My guess has been a loss of 10 to 15 million base votes because of the pro-life and gun control issues. 2008 could be the year the Libertarians get 15% or 20% of the vote and I'm a registered Republican...
Guiliani and McCain are Hillary's only hope since she cannot poll less than a 48% negitive with likely voters. That's why the media keeps pushing them...
It'll change: Salt Lake City is like New York Cityas of last month. :-(
2. Why would I oppose her running for a nomination?
Running? You're changing your terminology in mid-argument.
Any real conservative would oppose Rudy's run for the nomination.
I think its more likely she beat him.
If he beat her it might be considered animal cruelty.
The kind of people who are falsely portrayed by the MSM as marrying their cousins.
Here's the irony: Rudy actually did marry his cousin.
Meant #89 for you.
Good morning! I just let it slide. I'm used to people looking down on me because of where I live and of course, I'm just a truck driver. It doesn't bother me at all! But thanks for your defense, I appreciate it!
If we stop the rush to judgement and see who else might join the race, we might find someone outside the current field. Personally, I still like Duncan Hunter. I also like Jim Gilmore a great deal even though he's in the exploratory stage right now. I could vote for Fred Thompson, and I think many conservatives who couldn't vote for Mr. Giuliani could vote for Fred Thompson. I think the same is true of Mitt Romney. I don't like Mike Huckabee, but I could support him as could many others. Newt Gingrich would have a hard time winning the general election, but he's another possibility.
One big mistake we're making is front-loading the primaries so much. Long primaries don't weaken a good candidate. Ronald Reagan had a long, hard fight to the nomination, and he won big. On the other side of the coin, Bill Clinton had a long fight for the Democrat nomination in 1992, and that fight only strengthened him for the general election. We need to change the primary schedule if we can and never do this foolishness again. We need to let the nominee be decided by plenty of primaries that give the primary voters a good chance to meet candidates and make decisions.
Bill
I stand corrected. I appreciate and thank you for your setting me straight. I am one who values truth. Although I did say I assume (suggesting it was not necessarily fact), I should not have put this statement in. In fact it detracts from my main point which is the article if anything makes a better case why Rudy should be president than why not.

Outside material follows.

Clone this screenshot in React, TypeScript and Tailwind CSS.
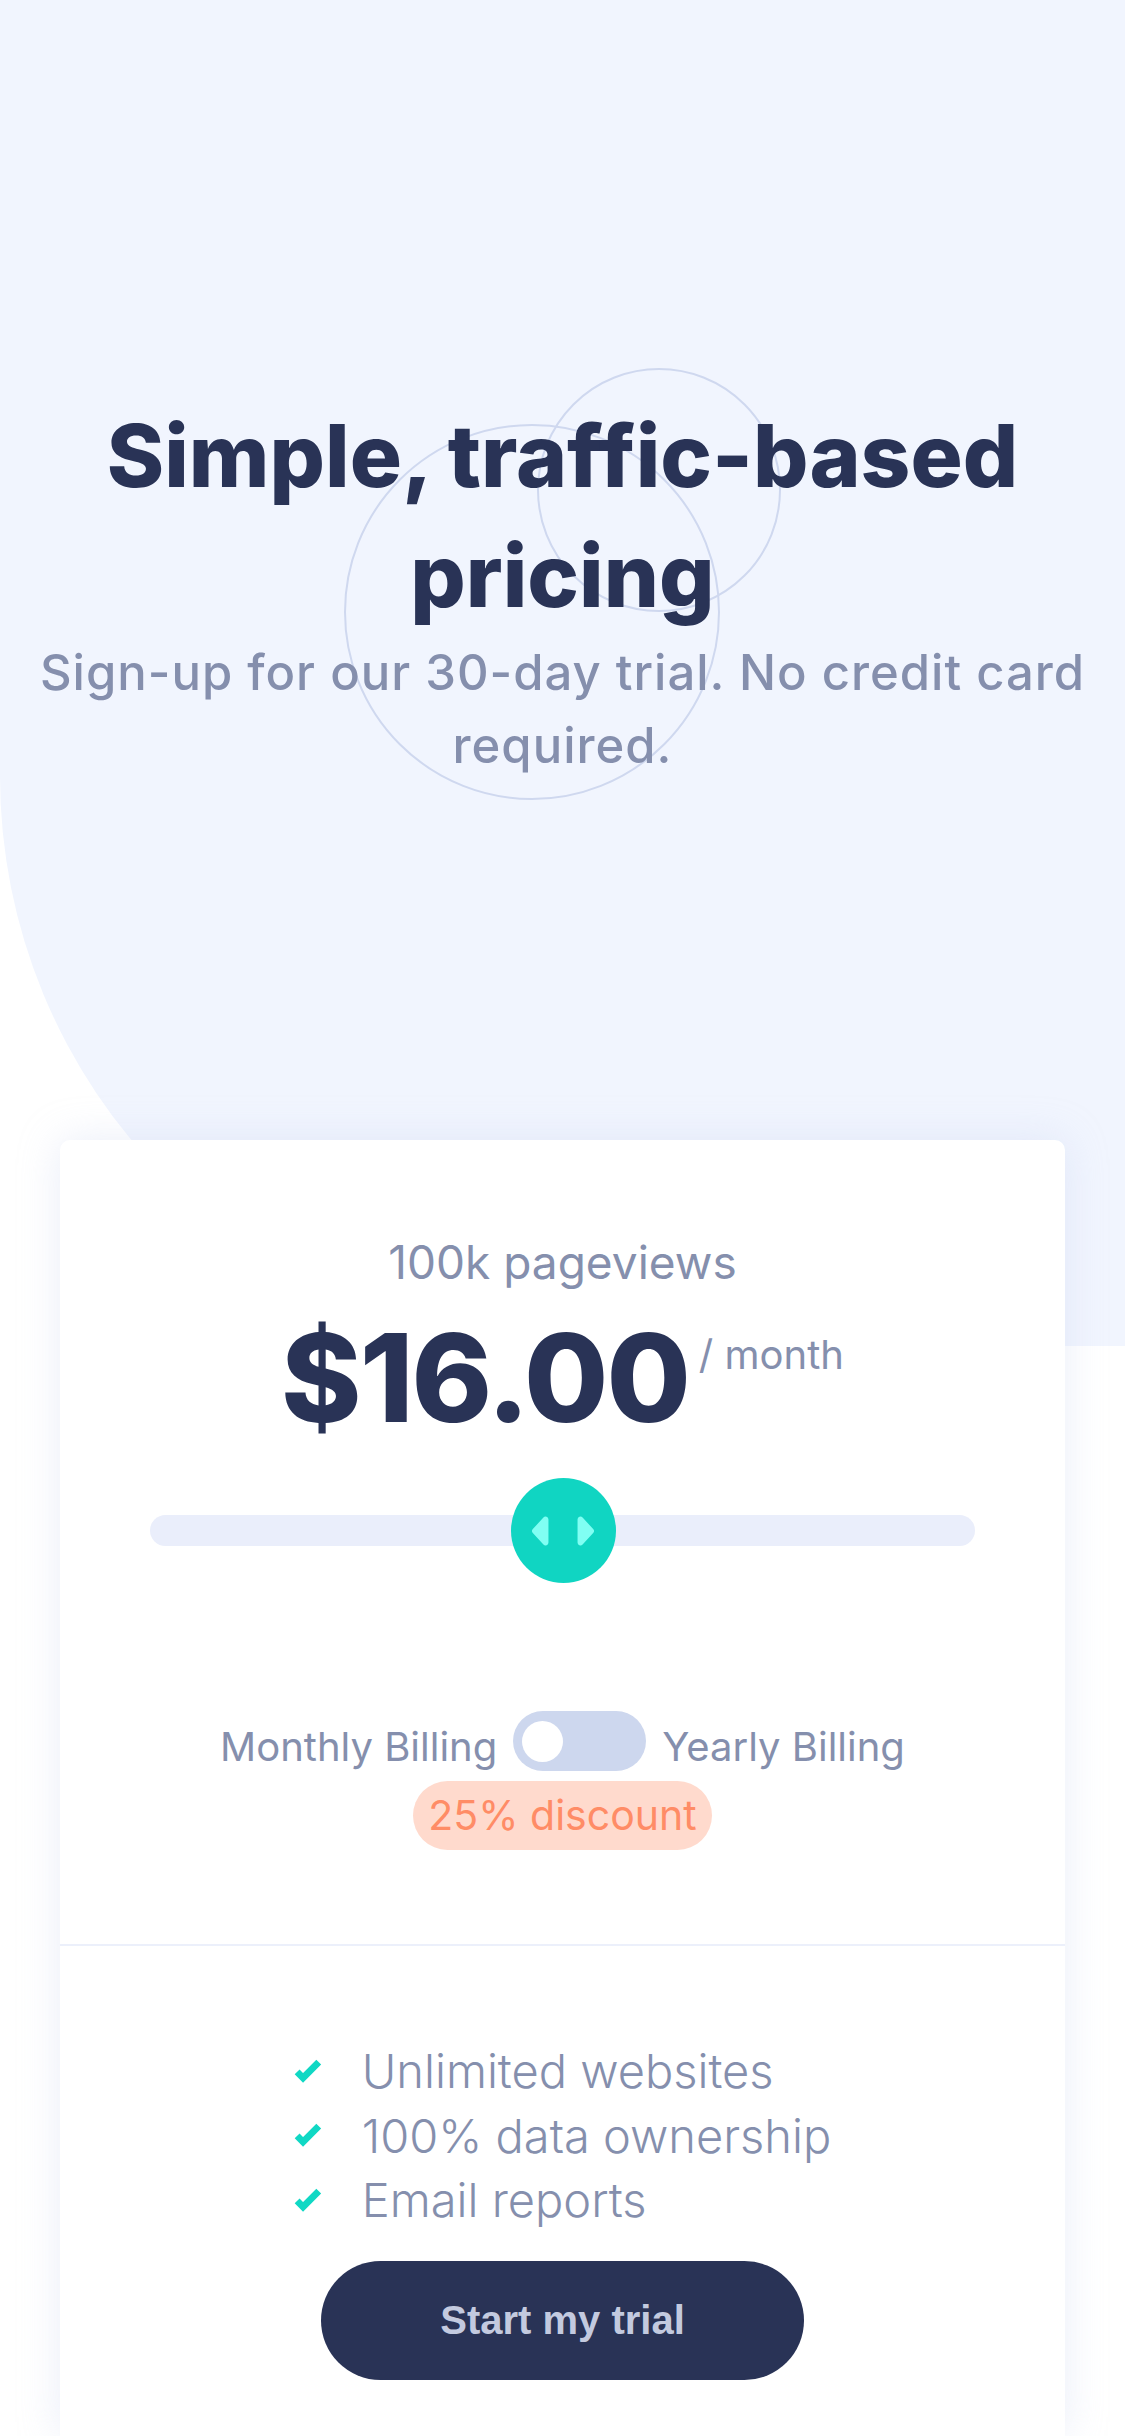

What does that have to do with the fact that the Left calls Giuliani, Adolph Ghouliani and compares him to Hitler? The fact is, he is hated by Liberals. He's considered to be a racist and a right-wing extremist. Go to DU or any Liberal blog and see what they say about Giuliani. Why don't you suggest to them that he is one of them. They'll think you're crazy. I read a posting on a Leftist blog last week in which someone said that Giuliani should be assassinated because he's a would-be right-wing dictator.
The hell he's not. Virtually all of his policies reflect the kind of state control specifically exerted by Italian fascists in the 1930s, and were sold with similar justification, principally public safety and order.
Ronald Reagan believed in people possessing the ability to defend themselves. Giuliani wants the police to have that exclusive power while disarming the citizenry, nor is he shy about trampling the Constitution to get there. The two are miles apart.
You miss the point. Reagan was seen as a would-be dictator by the Left. His law and order policies were called fascist by the Left. When he became President, I heard Liberals say that he would set up concentration camps for anyone who opposed him. The same kinds of ridiculous and hysterical claims are being made about Giuliani. In the 8 years that he was my Mayor, I never feared that he would violate my rights in the way you seem to say. I don't believe in gun control at all. He's wrong about that issue. But, that doesn't mean he's like Hitler.
You expressed perfectly the misgivings many have about Rudy.